Any criticism able to be made of China — of dithering, a tendency to deny rather than face up, the use of secrecy and threats to silence doctors, and of institutional inertia  — is likely to be able to be made of the US.  On the face of it, the US intelligence agencies and public health authorities, including its Centres for Disease Control — were aware of the nature of the virus, the suspicions about its epidemiology and aetiology, and its genetic structure from the first days of this year. They were aware of this directly from China, but also through the WHO, to whom China had publicly reported at the end of 2019. That was well before — three weeks before — China was confiding in its own population, and initiating its quarantine and social isolation measures, with a brutal efficiency that seems to have suffocated the spread.

The US — which has usually led the world in the study and understanding of epidemic disease — could have been expected to be exemplary in its own management and confinement of any local outbreak, and in supplying the rest of the world with knowledge and resources.
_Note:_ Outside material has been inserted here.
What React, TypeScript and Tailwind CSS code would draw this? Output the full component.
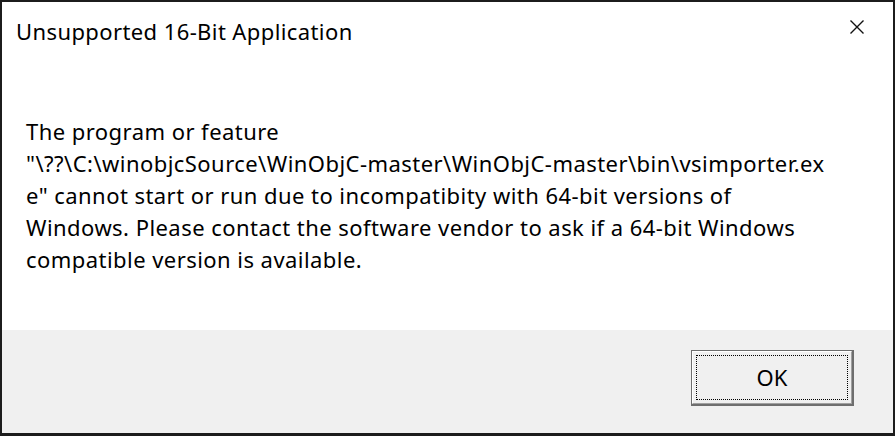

It has done it before, both through the WHO and also in many bilateral aid programs.

This time about, however, a massive failure of political leadership at the top, as well as the consequences of running down resources and expertise left the US flatfooted, even now looking to be having the worst mortality from the disease. It had months to prepare, but the US Administration effectively did nothing, other than to issue false reassurances that it had matters under control. Even with social controls — of lockdown, shutdowns and social spacing, the US went late and in an uncoordinated manner. An estimate this week for example was that 30,000 of the US dead would still be alive had such controls been in place a week before they were imposed.

Countries have adopted their own strategies, with different senses of urgency and of grim purpose. In parts of the US, and in Sweden, there has been a good deal less lockdown. Italy and Spain, in particular, were early evidences of complacency, but, also probably places where incidence was higher because of a significantly older population. As in the United States, the death rate in Britain says much about the quality of government.

By contrast, the successes of counter measures in south east Asia, including Taiwan, Hong Kong, Japan and South Korea, and Australia and New Zealand with their additional advantages of nautical boundaries, are a reproach to most of the rest of the world. It would be impossible to do a merely medical, or scientific study of the emergence, distribution and abundance of the virus without close examination of the political and economic measures taken by particular countries. And, down the track, such an examination would almost certainly also require a review of the success of various countries in picking the moment to slow and then reverse some of the social isolation measures and to get economies running again.